Wednesday, April 01, 2020

History of the Catholic Church

One would like to find in historians a fair presentation of the reality of the Catholic Church that acknowledges the complexity of the situation. I recently pulled two books down from our bookshelf to do some casual reading. Although the topic of the books had nothing to do directly with Catholicism, the passages I read displayed such unsubstantiated antipathy to the Church, I can't help but wonder how much of this exists in the academic culture of our day, and how young people can help but get alienated from the Church. Here are the passages:
"In the Netherlands the Reformation had an even longer and bloodier struggle to establish itself than in France, for while they, like Germany, were affected by the imperial ban of Charles V, they alone had to suffer the domination of Spanish fanaticism, particularly during the reign of Charles' son, Philip II...." (Alec Harman and Anthony Miller, Man and His Music: the Story of Musical Experience in the West, Vol. II, Late Renaissance and Baroque Music (New York: Schocken Books, 1962).
The authors had made it clear earlier that the fanaticism in question was religious. So, you wind up with the reasonable Dutch Calvinists vs. the Spanish Catholic fanatics. This is the normal, English view of thing. Guy Fawkes and all that.

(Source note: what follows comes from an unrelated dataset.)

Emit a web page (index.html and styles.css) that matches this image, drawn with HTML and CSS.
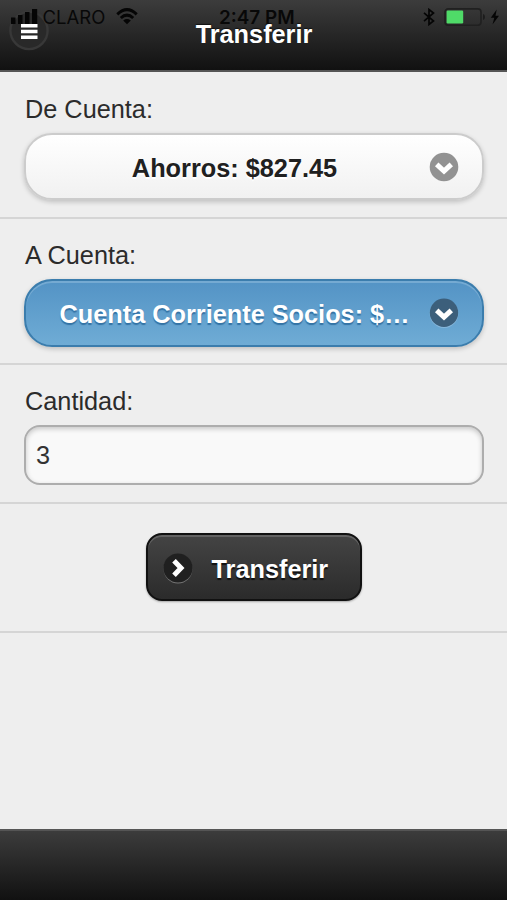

The second example is even more weird. The book in question is Clocks and Culture, by Carlo M. Cipolla (New York: W.W. Norton and Co., 1978). Here is is describing the early middle ages (aka the "dark" ages).
"People were few in number, small in stature, and lived short lives. Socially they were divided among those who fought and hunted, those who prayed and learned, and those who worked. Thos who fought did so often in order to rob. Those who prayed and learned, learned little and prayed much and superstitiously. Those who worked were the great majority and were considered the lowest group of all." (p. 15).
Note there is no acknowledgement that the monks saved learning and had a genuinely rich religious life.

You also don't want a history of the Church written by a Catholic to be a Church always good, non-Catholics always bad whitewash. An egregious example is the handling of Augosto Pinoche by Anne Carroll in her Christ the King, Lord of History.

I agree with a friend on this one.
"I think it's important to understand that History is a very complex thing. For our understanding of History, we are always relying upon someone else's facts. Within the Catholic Church, there are many issues which are not agreed upon, and the Church doesn't say that you have to believe this or that side. I think this is a good concept for children (especially high schoolers) to understand. I would suggest having your children use this text, but discuss these important issues before you embark on your journey, and have them read materials from other Catholic sources as well."
I also think a perspective and interpretation that is sympathetic with the Catholic Church's role in the world and therefore prone to whitewashing and hagiography is closer to the truth than one that is antagonistic.

I've often found discussions of the Galileo affair to be simplistic and one-sided. Usually it is Galileo is the great hero for truth, the Church was the villainous enemy of scientific progress. This in no way does justice to the complexity of the issues involved--the relationship between scholastic philosophy and theology, the new humanism, and the new empirical sciences. Most people don't realize that the humanists (who opposed the scholastics), also apposed the new method of Bacon. Descartes was as critical of the humanists as he was of scholastic philosophy.